Und wieder waren die Rohöl-Lagerbestände in den USA gestiegen. Das wiesen die gestern um 16:30 Uhr veröffentlichten Daten aus. Und wieder stiegen die Notierungen der Rohölsorten Brent, Western Texas Intermediate und Light Sweet Crude danach. Die Daten deuten auf immer weniger Nachfrage hin und die Kurse steigen? Ja. Weil sie vor allem durch ultra-kurzfristige Trader dominiert werden, die das Geschehen völlig kontrollieren. Das mündet in oft absurd wirkende Kursbewegungen, die sich rein an extrem kurzfristigen charttechnischen Marken orientieren. Und das wird nun langsam gefährlich. Nicht zuletzt deswegen, weil viele Trader am Aktienmarkt diesen Bewegungen blind folgen, weil sie da ein Muster entdeckt haben, auf das sie sich verlassen können. Denken sie. Aber überlegen wir mal:
Ist das nicht die fatalste aller möglichen Konstellationen? Die Daten weisen aus, dass die Schere zwischen Angebot und Nachfrage sich ausweitet, was darauf hindeutet, dass kein Wachstum herrscht bzw. dieses Wachstum weltweit dabei ist, sich in Richtung Rezession zu verflüchtigen. Gleichzeitig aber werden die Notierungen von Rohöl nach oben getradet. Von 28 US-Dollar im Januar auf in der Spitze zuletzt über 41 US-Dollar. Das heißt, ein entscheidender Rohstoff wird teurer, während die Wirtschaft kippt.

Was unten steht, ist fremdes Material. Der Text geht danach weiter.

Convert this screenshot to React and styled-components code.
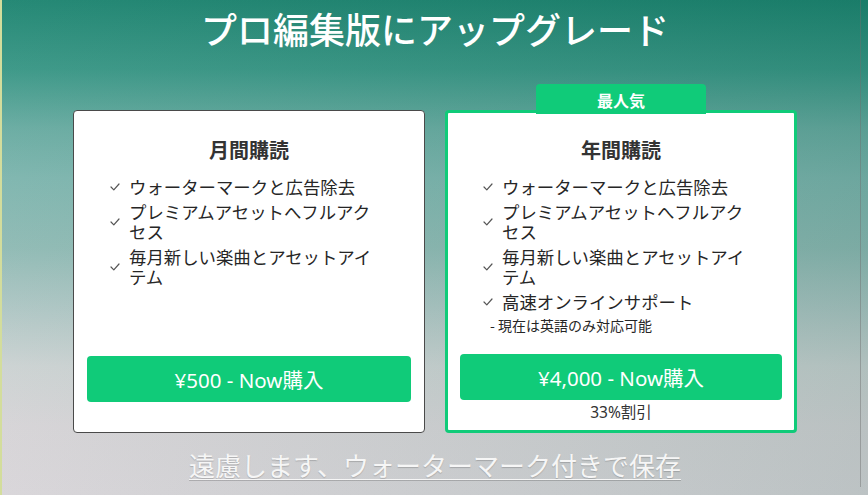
import React from 'react';
import styled, { createGlobalStyle } from 'styled-components';

const GlobalStyle = createGlobalStyle`
    html, body {
        margin: 0;
        padding: 0;
    }
    body {
        font-family: "Noto Sans", "Noto Sans CJK JP", sans-serif;
    }
`

const green = '#10cb79';

const plans = [
    {
        name: '月間購読',
        features: [
            'ウォーターマークと広告除去',
            'プレミアムアセットへフルアクセス',
            '毎月新しい楽曲とアセットアイテム',
        ],
        price: '¥500 - Now購入',
    },
    {
        name: '年間購読',
        badge: '最人気',
        features: [
            'ウォーターマークと広告除去',
            'プレミアムアセットへフルアクセス',
            '毎月新しい楽曲とアセットアイテム',
            '高速オンラインサポート',
        ],
        note: '- 現在は英語のみ対応可能',
        price: '¥4,000 - Now購入',
        discount: '33%割引',
    },
]

const Page = styled.div `
    position: relative;
    width: 868px;
    height: 495px;
    box-sizing: border-box;
    overflow: hidden;
    border-left: 2px solid #d3dd9c;
    display: flex;
    flex-direction: column;
    align-items: center;
    background:
        linear-gradient(100deg, rgba(255, 255, 255, 0.04) 0%, rgba(0, 70, 55, 0.14) 100%),
        linear-gradient(to bottom,
            #1d8470 0%,
            #389685 14%,
            #68aba1 26%,
            #7db5ae 36%,
            #8fbab4 50%,
            #aec6c4 62%,
            #cdd3d3 74%,
            #d8d5d8 86%,
            #dbd7db 100%);

    /* thin edge line of the captured window */
    &::after {
        content: '';
        position: absolute;
        right: 7px;
        top: 0;
        bottom: 8px;
        width: 1px;
        background: rgba(110, 110, 110, 0.45);
    }
`

const Title = styled.h1 `
    margin: 0;
    padding-top: 6px;
    font-family: "Noto Sans CJK JP", sans-serif;
    font-size: 36px;
    line-height: 44px;
    font-weight: 500;
    color: #ffffff;
`

const Cards = styled.div `
    margin-top: 60px;
    display: flex;
    gap: 20px;
`

const Card = styled.div `
    position: relative;
    width: 352px;
    height: 323px;
    box-sizing: border-box;
    background: #ffffff;
    border: ${p => p.featured ? `3px solid ${green}` : '1px solid #4a4a4a'};
    border-radius: 4px;
    padding: ${p => p.featured ? '23px 12px 0' : '25px 13px 0'};
    display: flex;
    flex-direction: column;
    color: #262626;
`

const Badge = styled.div `
    position: absolute;
    top: -29px;
    left: 50%;
    transform: translateX(-50%);
    width: 170px;
    height: 30px;
    background: ${green};
    border-radius: 4px 4px 0 0;
    color: #ffffff;
    font-family: "Noto Sans CJK JP", sans-serif;
    font-weight: 700;
    font-size: 16px;
    line-height: 32px;
    text-align: center;
`

const PlanName = styled.h2 `
    margin: 0;
    font-family: "Noto Sans CJK JP", sans-serif;
    font-size: 20px;
    line-height: 28px;
    font-weight: 700;
    text-align: center;
    color: #333333;
`

const Features = styled.ul `
    list-style: none;
    margin: 13px 0 0;
    padding: 0 0 0 23px;
    display: flex;
    flex-direction: column;
    gap: 4px;
`

const Feature = styled.li `
    display: flex;
    align-items: center;
    font-family: "Noto Sans CJK JP", sans-serif;
    font-size: 17.4px;
    line-height: 20.5px;
`

const CheckBox = styled.span `
    flex: none;
    width: 19px;
    display: flex;
    align-items: center;
`

const FeatureText = styled.span `
    width: 252px;
`

const Note = styled.li `
    padding-left: 7px;
    font-family: "Noto Sans CJK JP", sans-serif;
    font-size: 14px;
    line-height: 18px;
`

const Footer = styled.div `
    margin-top: auto;
    height: 76px;
    display: flex;
    flex-direction: column;
    align-items: stretch;
`

const BuyButton = styled.button `
    height: 46px;
    border: none;
    border-radius: 4px;
    background: ${green};
    color: #ffffff;
    font-family: "Noto Sans", "Noto Sans CJK JP", sans-serif;
    font-size: 20.5px;
    cursor: pointer;
    padding: 0;
`

const Discount = styled.div `
    margin-top: 2px;
    text-align: center;
    font-family: "Noto Sans", "Noto Sans CJK JP", sans-serif;
    font-size: 15.5px;
    line-height: 20px;
    color: #333333;
`

const SkipLink = styled.a `
    margin-top: 17px;
    font-family: "Noto Sans CJK JP", sans-serif;
    font-size: 26px;
    line-height: 30px;
    color: #f6f6f6;
    text-decoration: underline;
    text-decoration-thickness: 1px;
    text-underline-offset: 3px;
    text-shadow: 0 1px 1px rgba(0, 0, 0, 0.18);
    cursor: pointer;
`

const Check = () => (
    <svg width='10' height='8' viewBox='0 0 10 8' fill='none'>
        <polyline points='1,4 3.8,6.8 9,1' stroke='#555' strokeWidth='1.2' strokeLinecap='round' strokeLinejoin='round' />
    </svg>
)

const App = () => {
    return (
        <>
            <GlobalStyle />
            <Page>
                <Title>プロ編集版にアップグレード</Title>
                <Cards>
                    {plans.map(plan => (
                        <Card key={plan.name} featured={plan.badge ? 1 : 0}>
                            {plan.badge && <Badge>{plan.badge}</Badge>}
                            <PlanName>{plan.name}</PlanName>
                            <Features>
                                {plan.features.map(f => (
                                    <Feature key={f}>
                                        <CheckBox><Check /></CheckBox>
                                        <FeatureText>{f}</FeatureText>
                                    </Feature>
                                ))}
                                {plan.note && <Note>{plan.note}</Note>}
                            </Features>
                            <Footer>
                                <BuyButton>{plan.price}</BuyButton>
                                {plan.discount && <Discount>{plan.discount}</Discount>}
                            </Footer>
                        </Card>
                    ))}
                </Cards>
                <SkipLink>遠慮します、ウォーターマーク付きで保存</SkipLink>
            </Page>
        </>
    )
}

export default App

VIEL WEITER DARF ROHÖL NICHT STEIGEN
Die Kosten für die Unternehmen steigen somit ebenso wieder an wie für die privaten Haushalte. Je mehr für Energie bezahlt wird, ob nun in Form von Heizöl oder Kfz-Benzin, desto weniger bleibt für den übrigen Konsum. Und das drückt erst recht auf das kümmerliche, verbliebene Wachstum. Dieser Anstieg, der aufgrund dieser „Brücke“ zum Aktienmarkt zum Teil auch darauf basierte, dass große Trader am Terminmarkt durch gezielte Aktionen am „engeren“ Rohölmarkt (mit Erfolg) versuchten, eine Rallye an den Aktienmärkten zu provozieren, ist extrem kontraproduktiv. Dieser Aspekt wird von vielen Marktteilnehmern noch nicht gesehen, weil sie unterstellen, dass es doch kaum einen Unterschied macht, ob Rohöl nun 30 oder 40 US-Dollar kostet, wenn man das mit 100 und mehr US-Dollar vergleicht, die ein Barrel noch vor zwei Jahren kostete.
Doch da täuscht man sich. Damals sahen die Wachstumsraten der Weltwirtschaft noch weit besser aus, die Gesamtlage war stabiler, die Perspektiven ungetrübt. Und noch erkennen viele nicht, dass diese Rohöl-Rallye in keiner Weise darauf basiert, dass das Wachstum wieder anzieht. Die Nachfrage hat sich nicht verändert … nur die Kosten sind gestiegen. Das wäre in jedem anderen Bereich des täglichen Lebens eine Situation, die man sofort verstehen würde und in Sorge wäre. Nur an der Börse steht man manchmal, so seltsam das klingt, besonders lange auf der Leitung, weil man da nur zögerlich und widerwillig festgefahrene Denkmodelle hinterfragt. Achten sie auf den Ölpreis: Wenn der weiter steigt, wird er die Aktienmärkte auf einmal genauso drücken, wie er sie im Moment noch zieht!